Should I buy an email list to grow faster?
No. Purchased lists almost always contain invalid addresses, spam traps, and people who never consented to hear from you. Sending to a purchased list damages your sender reputation, triggers spam complaints, and may violate regulations like GDPR and CAN-SPAM. Build your list organically through lead magnets, website opt-ins, and content offers. It takes longer but produces a list that actually converts.
What is the best time to send a marketing email?
Research from HubSpot (2023) suggests Tuesday, Wednesday, and Thursday mornings between 9am and 11am tend to perform well for many audiences. However, this varies significantly based on your specific subscriber base. A/B test your send times over several campaigns using your actual audience data, because what works for a B2B software audience may not work for a consumer lifestyle brand. Timing insights from channels like social media can also inform your approach, similar to how marketers study the best times to post on TikTok for maximum reach.
How do I reduce my email unsubscribe rate?

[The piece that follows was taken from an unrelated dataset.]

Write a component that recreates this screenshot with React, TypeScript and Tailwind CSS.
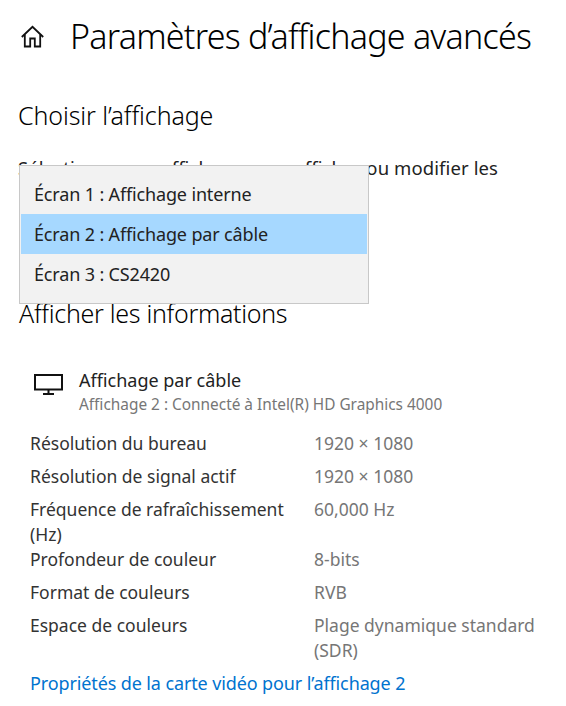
const rows = [
  { label: "Résolution du bureau", value: "1920 × 1080" },
  { label: "Résolution de signal actif", value: "1920 × 1080" },
  { label: "Fréquence de rafraîchissement (Hz)", value: "60,000 Hz" },
  { label: "Profondeur de couleur", value: "8-bits" },
  { label: "Format de couleurs", value: "RVB" },
  { label: "Espace de couleurs", value: "Plage dynamique standard (SDR)" },
]

const screens = ["Écran 1 : Affichage interne", "Écran 2 : Affichage par câble", "Écran 3 : CS2420"]

const App = () => {
  return (
    <div className="relative h-[706px] w-[566px] overflow-hidden bg-white font-['Noto_Sans','Open_Sans',sans-serif] text-black">
      <div className="flex items-center pl-[21px] pt-[11px]">
        <svg width="24" height="24" viewBox="0 0 24 24" fill="none" stroke="#111" strokeWidth="1.8" className="shrink-0">
          <path d="M.8 13 11.5 2.8 22.2 13" />
          <path d="M3.8 10.5v12h5.4v-8h4.6v8h5.4v-12" />
        </svg>
        <h1 className="ml-[25px] whitespace-nowrap text-[34px] leading-[50px] font-light tracking-[-0.75px]">Paramètres d’affichage avancés</h1>
      </div>

      <h2 className="mt-[38px] pl-[18px] text-[25px] leading-[32px] font-light tracking-[-0.1px]">Choisir l’affichage</h2>
      <p className="mt-[24px] w-[500px] pl-[19px] indent-[-1px] text-[18.5px] leading-[26px] tracking-[0.1px] text-[#222]">
        Sélectionnez un affichage pour afficher ou modifier les paramètres associés.
      </p>

      <h2 className="mt-[90px] pl-[19px] text-[25px] leading-[32px] font-light tracking-[-0.3px]">Afficher les informations</h2>

      <div className="mt-[39px] flex items-start pl-[33px]">
        <svg width="30" height="24" viewBox="0 0 30 24" fill="none" stroke="#111" className="mt-[6px] shrink-0">
          <rect x="2" y="1" width="27" height="14.5" strokeWidth="2" />
          <path d="M15.5 15.5v4M10 20h11" strokeWidth="2" />
        </svg>
        <div className="ml-[16px]">
          <div className="text-[18px] leading-[24px] text-[#222]">Affichage par câble</div>
          <div className="mt-px text-[15.4px] leading-[24px] text-[#767676]">Affichage 2 : Connecté à Intel(R) HD Graphics 4000</div>
        </div>
      </div>

      <div className="mt-[14px] flex flex-col pl-[30px] text-[17.5px] leading-[25px]">
        {rows.map((row) => (
          <div key={row.label} className="grid min-h-[33px] grid-cols-[284px_235px]">
            <span className="w-[262px] text-[#333]">{row.label}</span>
            <span className="text-[#767676]">{row.value}</span>
          </div>
        ))}
      </div>

      <a className="mt-[8px] block pl-[30px] text-[18px] leading-[25px] tracking-[-0.12px] text-[#0073cf]">
        Propriétés de la carte vidéo pour l’affichage 2
      </a>

      <ul className="absolute left-[19px] top-[165px] flex h-[139px] w-[350px] flex-col border border-[#c8c8c8] bg-[#f2f2f2] px-px pt-[8px] text-[18px] tracking-[-0.15px] text-[#222]">
        {screens.map((name, idx) => (
          <li key={name} className={`flex h-[40px] shrink-0 items-center pl-[13px] ${idx === 1 ? "bg-[#a6d8ff]" : ""}`}>
            {name}
          </li>
        ))}
      </ul>
    </div>
  )
}

export default App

High unsubscribe rates usually signal a mismatch between subscriber expectations and what you are delivering. Audit three things: the promise you made when they signed up, the frequency you are sending, and the relevance of your content to different segments of your list. Often, improving segmentation and reducing send frequency to cold segments solves the problem without requiring a complete content overhaul. Also consider offering a preference center so subscribers can choose what types of emails they receive rather than unsubscribing entirely.